Spatiotemporal Decoupling for Efficient Vision-Based Occupancy Forecasting

The task of occupancy forecasting (OCF) involves utilizing past and present perception data to predict future occupancy states of autonomous vehicle surrounding environments, which is critical for downstream tasks such as obstacle avoidance and path planning. Existing 3D OCF approaches struggle to predict plausible spatial details for movable objects and suffer from slow inference speeds due to neglecting the bias and uneven distribution of changing occupancy states in both space and time. In this paper, we propose a novel spatiotemporal decoupling vision-based paradigm to explicitly tackle the bias and achieve both effective and efficient 3D OCF. To tackle spatial bias in empty areas, we introduce a novel spatial representation that decouples the conventional dense 3D format into 2D bird's-eye view (BEV) occupancy with corresponding height values, enabling 3D OCF derived only from 2D predictions thus enhancing efficiency. To reduce temporal bias on static voxels, we design temporal decoupling to improve end-to-end OCF by temporally associating instances via predicted flows.
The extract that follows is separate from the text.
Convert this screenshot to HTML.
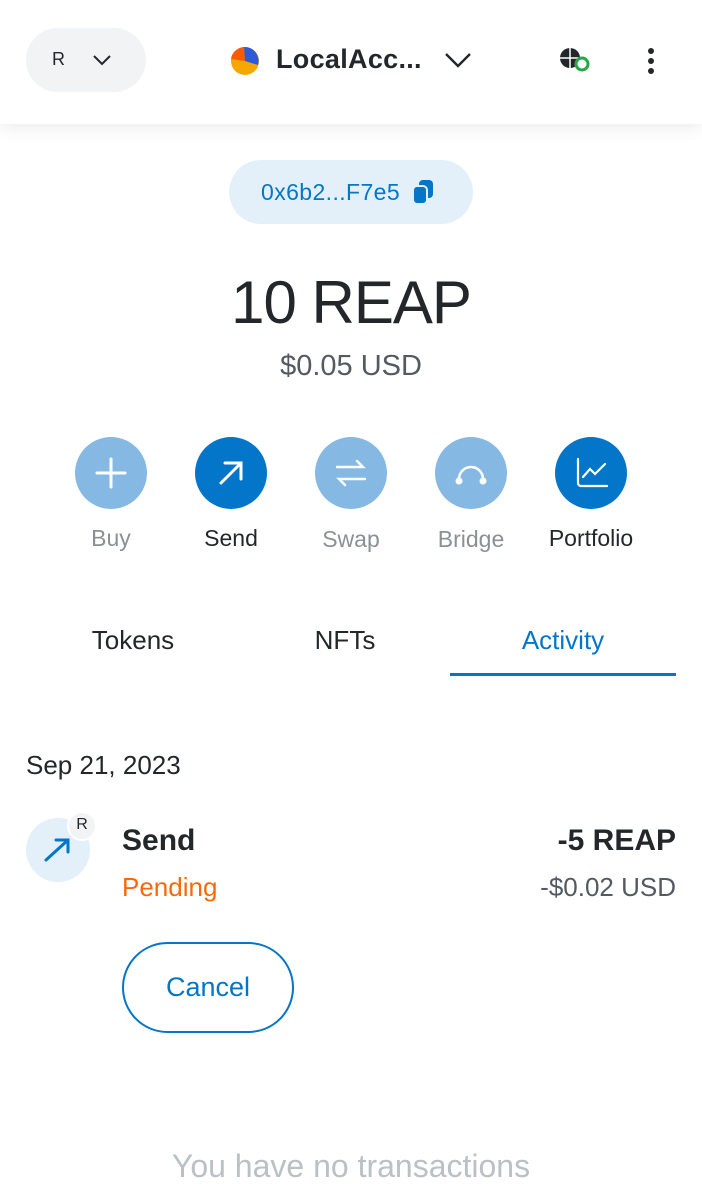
<!DOCTYPE html>
<html><head><meta charset="utf-8"><style>
*{margin:0;padding:0;box-sizing:border-box}
body{width:702px;height:1190px;overflow:hidden;background:#fff;font-family:"Liberation Sans",sans-serif;color:#24272a;position:relative}
.a{position:absolute}
.hdr{left:0;top:0;width:702px;height:124px;background:#fff;box-shadow:0 4px 16px rgba(0,0,0,.08)}
.circ{width:72px;height:72px;border-radius:50%;display:flex;align-items:center;justify-content:center}
.lbl{font-size:23px;text-align:center;width:120px}
</style></head><body>
<div class="a hdr"></div>
<div class="a" style="left:26px;top:28px;width:120px;height:64px;border-radius:32px;background:#f2f3f4"></div>
<div class="a" style="left:52px;top:49px;font-size:18px">R</div>
<svg class="a" style="left:92px;top:53px" width="20" height="14"><path d="M2 3l8 8 8-8" stroke="#24272a" stroke-width="2" fill="none"/></svg>
<svg class="a" style="left:230px;top:46px" width="30" height="30"><circle cx="15" cy="15" r="14" fill="#f5a700"/><path d="M15 15L1 13A14 14 0 0 1 14 1z" fill="#fa5a00"/><path d="M15 15L14 1A14 14 0 0 1 28 19z" fill="#2b5bd7"/></svg>
<div class="a" style="left:276px;top:44px;font-size:27px;font-weight:bold;letter-spacing:0.3px">LocalAcc...</div>
<svg class="a" style="left:444px;top:51px" width="28" height="18"><path d="M2 3l12 12 12-12" stroke="#24272a" stroke-width="2.4" fill="none"/></svg>
<svg class="a" style="left:556px;top:44px" width="36" height="30"><circle cx="14" cy="14" r="10" fill="#24272a"/><path d="M4 14h20M14 4v20" stroke="#fff" stroke-width="1.5"/><circle cx="26" cy="20" r="6" fill="#fff" stroke="#28a745" stroke-width="3"/></svg>
<div class="a" style="left:648px;top:48px;width:6px;height:6px;border-radius:3px;background:#24272a;box-shadow:0 10px 0 #24272a,0 20px 0 #24272a"></div>
<div class="a" style="left:229px;top:160px;width:244px;height:64px;border-radius:32px;background:#e3f0fa"></div>
<div class="a" style="left:261px;top:179px;font-size:23px;color:#0376c9;letter-spacing:0.4px">0x6b2...F7e5</div>
<svg class="a" style="left:410px;top:178px" width="28" height="28"><rect x="9" y="2" width="14" height="18" rx="4" fill="#0376c9"/><rect x="3" y="8" width="14" height="18" rx="4" fill="#0376c9" stroke="#e3f0fa" stroke-width="2"/></svg>
<div class="a" style="left:0;top:268px;width:702px;text-align:center;font-size:60px;letter-spacing:-1px">10 REAP</div>
<div class="a" style="left:0;top:350px;width:702px;text-align:center;font-size:29px;color:#535a61">$0.05 USD</div>

<div class="a circ" style="left:75px;top:437px;background:#85b9e4"><svg width="36" height="36"><path d="M18 4v28M4 18h28" stroke="#fff" stroke-width="3" stroke-linecap="round"/></svg></div>
<div class="a circ" style="left:195px;top:437px;background:#0376c9"><svg width="36" height="36"><path d="M8 28L28 8M12 8h16v16" stroke="#fff" stroke-width="3" fill="none" stroke-linecap="round"/></svg></div>
<div class="a circ" style="left:315px;top:437px;background:#85b9e4"><svg width="36" height="36"><path d="M4 12h26l-6-6M32 24H6l6 6" stroke="#fff" stroke-width="2.4" fill="none" stroke-linecap="round"/></svg></div>
<div class="a circ" style="left:435px;top:437px;background:#85b9e4"><svg width="40" height="36"><path d="M8 24a12 12 0 0 1 24 0" stroke="#fff" stroke-width="2.5" fill="none"/><circle cx="8" cy="26" r="3.5" fill="#fff"/><circle cx="32" cy="26" r="3.5" fill="#fff"/></svg></div>
<div class="a circ" style="left:555px;top:437px;background:#0376c9"><svg width="36" height="36"><path d="M5 4v24a3 3 0 0 0 3 3h26M10 22l7-8 5 5 10-10" stroke="#fff" stroke-width="2.2" fill="none" stroke-linecap="round"/></svg></div>
<div class="a lbl" style="left:51px;top:525px;color:#8c9094">Buy</div>
<div class="a lbl" style="left:171px;top:525px">Send</div>
<div class="a lbl" style="left:291px;top:526px;color:#8c9094">Swap</div>
<div class="a lbl" style="left:411px;top:526px;color:#8c9094">Bridge</div>
<div class="a lbl" style="left:521px;top:525px;width:140px">Portfolio</div>

<div class="a" style="left:26px;top:625px;width:214px;text-align:center;font-size:26px">Tokens</div>
<div class="a" style="left:238px;top:625px;width:214px;text-align:center;font-size:26px">NFTs</div>
<div class="a" style="left:450px;top:625px;width:226px;text-align:center;font-size:26px;color:#0376c9">Activity</div>
<div class="a" style="left:450px;top:673px;width:226px;height:3px;background:#0376c9"></div>

<div class="a" style="left:26px;top:750px;font-size:26px">Sep 21, 2023</div>
<div class="a" style="left:26px;top:818px;width:64px;height:64px;border-radius:50%;background:#e3f0fa"></div>
<svg class="a" style="left:40px;top:836px" width="34" height="30"><path d="M6 24L28 4M16 4h12v12" stroke="#0376c9" stroke-width="3" fill="none" stroke-linecap="round"/></svg>
<div class="a" style="left:67px;top:811px;width:30px;height:30px;border-radius:50%;background:#f2f3f4;border:2px solid #fff;font-size:16px;text-align:center;line-height:24px">R</div>
<div class="a" style="left:122px;top:824px;font-size:30px;font-weight:bold">Send</div>
<div class="a" style="left:122px;top:872px;font-size:26px;color:#f66a0a">Pending</div>
<div class="a" style="right:26px;top:824px;font-size:30px;font-weight:bold">-5 REAP</div>
<div class="a" style="right:26px;top:872px;font-size:26px;color:#535a61">-$0.02 USD</div>
<div class="a" style="left:122px;top:942px;width:172px;height:91px;border:2px solid #0376c9;border-radius:46px;color:#0376c9;font-size:27px;text-align:center;line-height:87px">Cancel</div>
<div class="a" style="left:0;top:1148px;width:702px;text-align:center;font-size:32px;color:#bbc0c5">You have no transactions</div>
</body></html>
We develop an efficient multi-head network EfficientOCF to achieve 3D OCF with our devised spatiotemporally decoupled representation. A new metric, conditional IoU (C-IoU), is also introduced to provide a robust 3D OCF performance assessment, especially in datasets with missing or incomplete annotations. The experimental results demonstrate that EfficientOCF surpasses existing baseline methods on accuracy and efficiency, achieving state-of-the-art performance with a fast inference time of 82.33ms with a single GPU. Our code will be released as open source.